Other modes are there as well, and in many environments they can be even more prominent and significant ways of communication than written words. Lehtonen (2002, 56−59) also states that we should not think that printed text will always be the most dominant form of media in teaching and in research. Conversely, we should be ready to deal with the visualisation of our culture. According to Lehtonen (2002, 46−59), the economic and technological changes in the world may make the visual and multimodal texts dominant. It is more and more common that images are not just

decorations inside the text paragraph, but the image actually becomes the most important thing and the text serves only as a commentary to the image.

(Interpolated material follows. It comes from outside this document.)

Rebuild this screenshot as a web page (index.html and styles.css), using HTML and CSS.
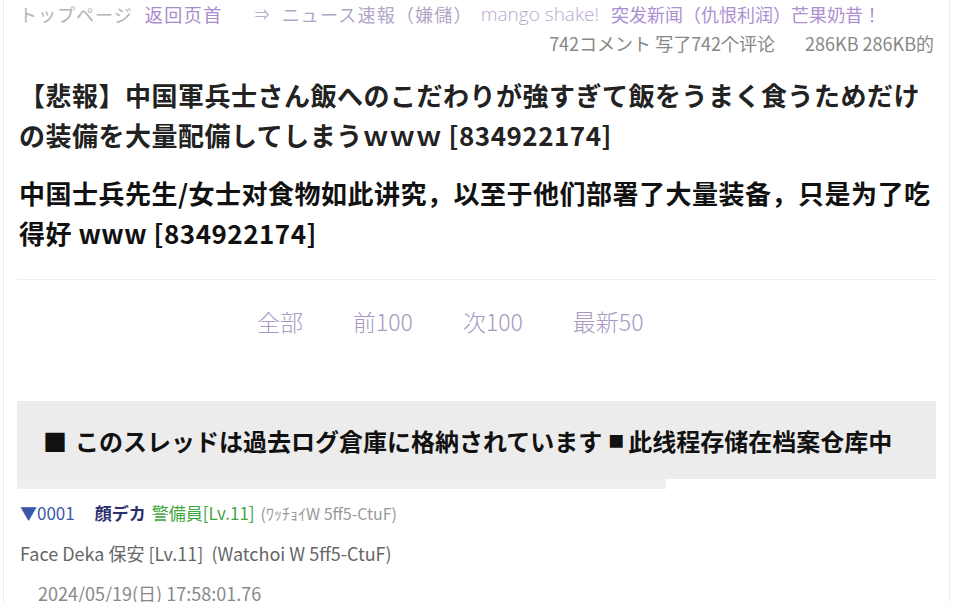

However, Ventola et al. (2004, 10) point out that although the achievements in the research on multimodality have been quite remarkable, studies on the interrelations between various modes is underrepresented. It seems that we know more about the function of individual modes than about how they interact together and how they are organised in text and discourse. In my opinion, that is why more research on multimodality is clearly needed in order to help people to take advantage of the positive effects of multimodality.